# Start of Listed records
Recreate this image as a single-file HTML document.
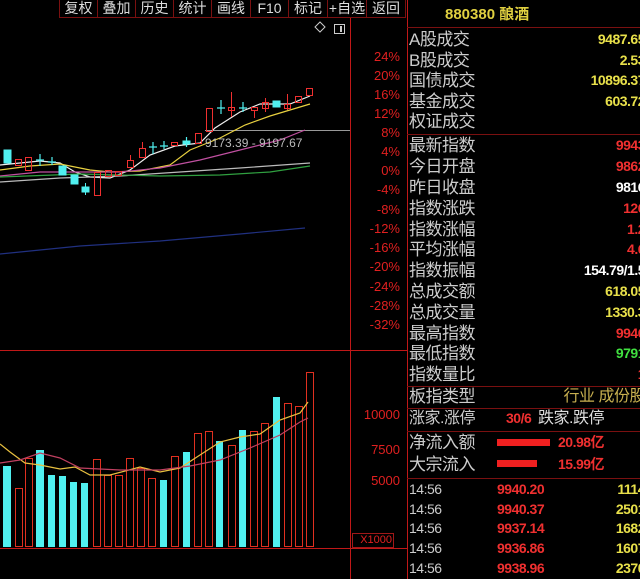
# End of Listed records
# Start of Listed records
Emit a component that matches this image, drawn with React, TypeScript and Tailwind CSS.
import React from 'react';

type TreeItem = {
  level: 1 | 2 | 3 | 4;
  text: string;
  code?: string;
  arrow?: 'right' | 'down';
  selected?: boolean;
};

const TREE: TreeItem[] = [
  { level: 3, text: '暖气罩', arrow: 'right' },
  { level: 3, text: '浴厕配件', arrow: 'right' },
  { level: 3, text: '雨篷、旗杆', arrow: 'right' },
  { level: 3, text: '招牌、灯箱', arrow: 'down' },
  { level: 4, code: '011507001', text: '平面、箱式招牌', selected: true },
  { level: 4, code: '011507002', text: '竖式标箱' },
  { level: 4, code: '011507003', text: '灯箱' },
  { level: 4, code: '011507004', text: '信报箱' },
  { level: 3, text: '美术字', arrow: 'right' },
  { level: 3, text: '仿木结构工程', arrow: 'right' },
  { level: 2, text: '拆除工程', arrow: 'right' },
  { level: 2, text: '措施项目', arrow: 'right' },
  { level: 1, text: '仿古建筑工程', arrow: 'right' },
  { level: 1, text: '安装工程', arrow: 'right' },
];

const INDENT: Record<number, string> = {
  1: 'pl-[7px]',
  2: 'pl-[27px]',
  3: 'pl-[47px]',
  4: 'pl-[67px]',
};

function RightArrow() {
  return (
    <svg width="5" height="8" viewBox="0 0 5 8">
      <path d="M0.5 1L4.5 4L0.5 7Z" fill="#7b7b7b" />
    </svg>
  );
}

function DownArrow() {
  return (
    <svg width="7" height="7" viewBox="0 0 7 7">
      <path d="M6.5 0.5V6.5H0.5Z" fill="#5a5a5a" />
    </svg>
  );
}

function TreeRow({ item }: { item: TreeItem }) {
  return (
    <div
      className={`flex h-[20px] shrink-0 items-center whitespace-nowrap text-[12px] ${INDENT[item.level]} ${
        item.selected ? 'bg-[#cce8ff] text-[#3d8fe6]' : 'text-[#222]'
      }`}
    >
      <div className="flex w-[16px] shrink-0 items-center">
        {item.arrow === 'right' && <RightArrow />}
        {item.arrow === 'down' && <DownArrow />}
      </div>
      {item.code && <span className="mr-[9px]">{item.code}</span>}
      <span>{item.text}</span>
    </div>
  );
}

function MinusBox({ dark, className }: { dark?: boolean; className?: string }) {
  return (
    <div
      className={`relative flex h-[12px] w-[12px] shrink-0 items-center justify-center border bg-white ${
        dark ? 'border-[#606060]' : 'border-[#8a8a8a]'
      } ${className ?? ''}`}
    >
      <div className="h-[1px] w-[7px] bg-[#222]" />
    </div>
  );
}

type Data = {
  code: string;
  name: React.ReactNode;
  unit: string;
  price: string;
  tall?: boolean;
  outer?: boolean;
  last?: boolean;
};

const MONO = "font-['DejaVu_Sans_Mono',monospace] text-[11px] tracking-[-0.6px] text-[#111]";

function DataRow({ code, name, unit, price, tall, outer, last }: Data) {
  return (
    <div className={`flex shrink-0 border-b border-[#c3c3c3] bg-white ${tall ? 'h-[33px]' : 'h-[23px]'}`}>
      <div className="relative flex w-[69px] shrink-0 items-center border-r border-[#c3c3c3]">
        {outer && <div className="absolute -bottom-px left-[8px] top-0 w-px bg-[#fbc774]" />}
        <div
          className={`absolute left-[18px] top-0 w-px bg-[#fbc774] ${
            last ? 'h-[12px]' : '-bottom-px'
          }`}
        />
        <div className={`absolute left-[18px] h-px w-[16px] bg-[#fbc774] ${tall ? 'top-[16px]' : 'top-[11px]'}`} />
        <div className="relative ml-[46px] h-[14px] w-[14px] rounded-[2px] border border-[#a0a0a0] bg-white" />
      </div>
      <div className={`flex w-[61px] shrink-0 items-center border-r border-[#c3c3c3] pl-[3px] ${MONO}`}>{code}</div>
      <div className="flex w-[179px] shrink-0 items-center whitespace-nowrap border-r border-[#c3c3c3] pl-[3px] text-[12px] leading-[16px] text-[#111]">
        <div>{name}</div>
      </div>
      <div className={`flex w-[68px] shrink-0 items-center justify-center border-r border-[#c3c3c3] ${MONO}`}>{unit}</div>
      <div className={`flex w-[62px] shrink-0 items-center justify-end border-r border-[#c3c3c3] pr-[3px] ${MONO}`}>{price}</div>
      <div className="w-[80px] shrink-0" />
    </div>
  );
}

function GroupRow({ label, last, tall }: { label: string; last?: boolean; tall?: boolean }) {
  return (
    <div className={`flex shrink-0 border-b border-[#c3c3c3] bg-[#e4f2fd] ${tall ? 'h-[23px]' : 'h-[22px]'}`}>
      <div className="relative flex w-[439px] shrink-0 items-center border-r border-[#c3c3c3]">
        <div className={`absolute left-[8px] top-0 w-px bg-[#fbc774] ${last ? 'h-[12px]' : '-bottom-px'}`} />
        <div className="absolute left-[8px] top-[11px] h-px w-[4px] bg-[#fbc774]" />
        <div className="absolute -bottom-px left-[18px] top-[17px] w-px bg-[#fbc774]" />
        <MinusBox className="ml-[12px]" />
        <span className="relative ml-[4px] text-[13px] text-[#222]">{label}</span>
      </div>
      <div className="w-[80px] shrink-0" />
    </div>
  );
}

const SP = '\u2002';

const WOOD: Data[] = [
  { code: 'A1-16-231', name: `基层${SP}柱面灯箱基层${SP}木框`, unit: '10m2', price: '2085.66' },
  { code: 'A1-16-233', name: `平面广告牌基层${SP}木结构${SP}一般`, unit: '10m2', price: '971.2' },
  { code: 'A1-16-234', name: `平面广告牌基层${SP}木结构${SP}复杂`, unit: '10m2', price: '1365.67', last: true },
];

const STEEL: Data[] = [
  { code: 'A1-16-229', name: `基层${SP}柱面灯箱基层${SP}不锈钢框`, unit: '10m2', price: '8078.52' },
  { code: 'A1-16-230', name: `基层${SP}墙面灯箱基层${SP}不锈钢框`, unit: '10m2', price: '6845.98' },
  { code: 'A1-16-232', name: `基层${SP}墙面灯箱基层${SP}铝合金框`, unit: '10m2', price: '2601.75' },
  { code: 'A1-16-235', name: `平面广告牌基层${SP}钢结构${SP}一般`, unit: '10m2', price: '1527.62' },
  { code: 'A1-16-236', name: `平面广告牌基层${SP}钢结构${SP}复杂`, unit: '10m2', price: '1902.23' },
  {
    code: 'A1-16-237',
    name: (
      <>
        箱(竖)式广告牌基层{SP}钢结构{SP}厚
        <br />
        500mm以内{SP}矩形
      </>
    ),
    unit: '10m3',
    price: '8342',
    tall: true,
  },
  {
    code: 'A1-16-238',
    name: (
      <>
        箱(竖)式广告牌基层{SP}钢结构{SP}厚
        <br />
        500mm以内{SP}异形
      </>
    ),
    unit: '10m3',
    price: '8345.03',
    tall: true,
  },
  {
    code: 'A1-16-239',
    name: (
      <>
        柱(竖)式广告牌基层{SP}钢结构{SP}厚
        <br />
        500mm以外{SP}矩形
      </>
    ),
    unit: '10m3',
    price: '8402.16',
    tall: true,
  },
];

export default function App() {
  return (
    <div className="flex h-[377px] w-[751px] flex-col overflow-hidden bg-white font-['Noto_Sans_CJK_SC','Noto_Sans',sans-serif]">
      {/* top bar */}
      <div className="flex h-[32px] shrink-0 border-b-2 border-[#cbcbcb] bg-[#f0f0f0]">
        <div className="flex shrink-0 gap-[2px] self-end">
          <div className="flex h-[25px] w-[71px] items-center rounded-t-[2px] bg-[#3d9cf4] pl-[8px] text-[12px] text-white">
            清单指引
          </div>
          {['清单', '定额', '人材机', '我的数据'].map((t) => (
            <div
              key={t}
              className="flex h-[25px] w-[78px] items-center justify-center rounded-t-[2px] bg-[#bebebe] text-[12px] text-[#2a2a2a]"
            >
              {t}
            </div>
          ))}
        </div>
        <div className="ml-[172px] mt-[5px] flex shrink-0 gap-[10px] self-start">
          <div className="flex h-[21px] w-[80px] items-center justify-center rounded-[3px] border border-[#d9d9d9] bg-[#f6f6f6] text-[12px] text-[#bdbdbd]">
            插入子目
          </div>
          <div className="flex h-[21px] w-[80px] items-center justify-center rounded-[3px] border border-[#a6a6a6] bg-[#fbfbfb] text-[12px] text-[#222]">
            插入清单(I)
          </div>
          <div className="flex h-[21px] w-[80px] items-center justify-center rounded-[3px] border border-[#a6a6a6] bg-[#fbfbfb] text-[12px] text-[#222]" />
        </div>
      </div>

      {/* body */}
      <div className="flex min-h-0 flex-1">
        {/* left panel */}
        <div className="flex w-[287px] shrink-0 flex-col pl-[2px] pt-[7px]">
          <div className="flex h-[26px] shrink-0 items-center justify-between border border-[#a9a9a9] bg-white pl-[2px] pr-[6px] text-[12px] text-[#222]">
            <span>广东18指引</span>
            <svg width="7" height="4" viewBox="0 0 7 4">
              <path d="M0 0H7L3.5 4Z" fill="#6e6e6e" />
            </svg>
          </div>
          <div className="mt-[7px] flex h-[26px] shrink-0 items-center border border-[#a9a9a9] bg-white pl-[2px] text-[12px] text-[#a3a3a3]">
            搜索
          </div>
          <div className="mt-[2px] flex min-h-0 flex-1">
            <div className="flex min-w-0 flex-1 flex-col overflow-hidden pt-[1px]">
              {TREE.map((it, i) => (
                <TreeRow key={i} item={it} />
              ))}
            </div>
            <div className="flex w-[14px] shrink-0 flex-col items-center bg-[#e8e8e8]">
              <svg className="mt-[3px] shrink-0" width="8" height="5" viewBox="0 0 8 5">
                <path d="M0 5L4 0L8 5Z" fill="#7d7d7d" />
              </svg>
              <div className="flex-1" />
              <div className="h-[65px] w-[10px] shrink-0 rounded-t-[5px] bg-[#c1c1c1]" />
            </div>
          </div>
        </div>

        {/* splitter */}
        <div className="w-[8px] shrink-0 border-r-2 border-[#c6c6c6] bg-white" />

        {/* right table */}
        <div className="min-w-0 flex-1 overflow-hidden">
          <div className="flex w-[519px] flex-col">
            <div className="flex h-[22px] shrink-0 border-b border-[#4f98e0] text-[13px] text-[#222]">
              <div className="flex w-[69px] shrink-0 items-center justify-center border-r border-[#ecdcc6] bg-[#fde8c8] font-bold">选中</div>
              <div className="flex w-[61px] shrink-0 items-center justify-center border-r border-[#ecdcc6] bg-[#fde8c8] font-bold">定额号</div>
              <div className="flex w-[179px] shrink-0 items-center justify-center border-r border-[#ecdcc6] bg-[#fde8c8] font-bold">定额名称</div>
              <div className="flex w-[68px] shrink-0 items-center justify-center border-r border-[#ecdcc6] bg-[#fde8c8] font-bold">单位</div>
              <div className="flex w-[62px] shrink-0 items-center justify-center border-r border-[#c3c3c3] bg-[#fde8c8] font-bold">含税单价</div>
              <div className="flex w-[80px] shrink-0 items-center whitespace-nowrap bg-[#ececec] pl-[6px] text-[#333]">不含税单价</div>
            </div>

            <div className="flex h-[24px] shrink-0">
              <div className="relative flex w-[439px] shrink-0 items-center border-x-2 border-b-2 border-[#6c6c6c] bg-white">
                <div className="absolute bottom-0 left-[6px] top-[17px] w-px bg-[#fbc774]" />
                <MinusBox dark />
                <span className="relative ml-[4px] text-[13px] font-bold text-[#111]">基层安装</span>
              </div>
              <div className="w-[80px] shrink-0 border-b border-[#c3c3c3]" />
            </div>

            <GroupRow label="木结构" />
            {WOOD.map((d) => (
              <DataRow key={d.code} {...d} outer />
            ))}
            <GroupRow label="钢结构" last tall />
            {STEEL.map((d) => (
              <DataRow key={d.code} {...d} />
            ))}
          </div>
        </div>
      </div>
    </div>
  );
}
# End of Listed records
What is being asked:
Every line holding "image" should be copied out.

Completed task:
Recreate this image as a single-file HTML document.
Emit a component that matches this image, drawn with React, TypeScript and Tailwind CSS.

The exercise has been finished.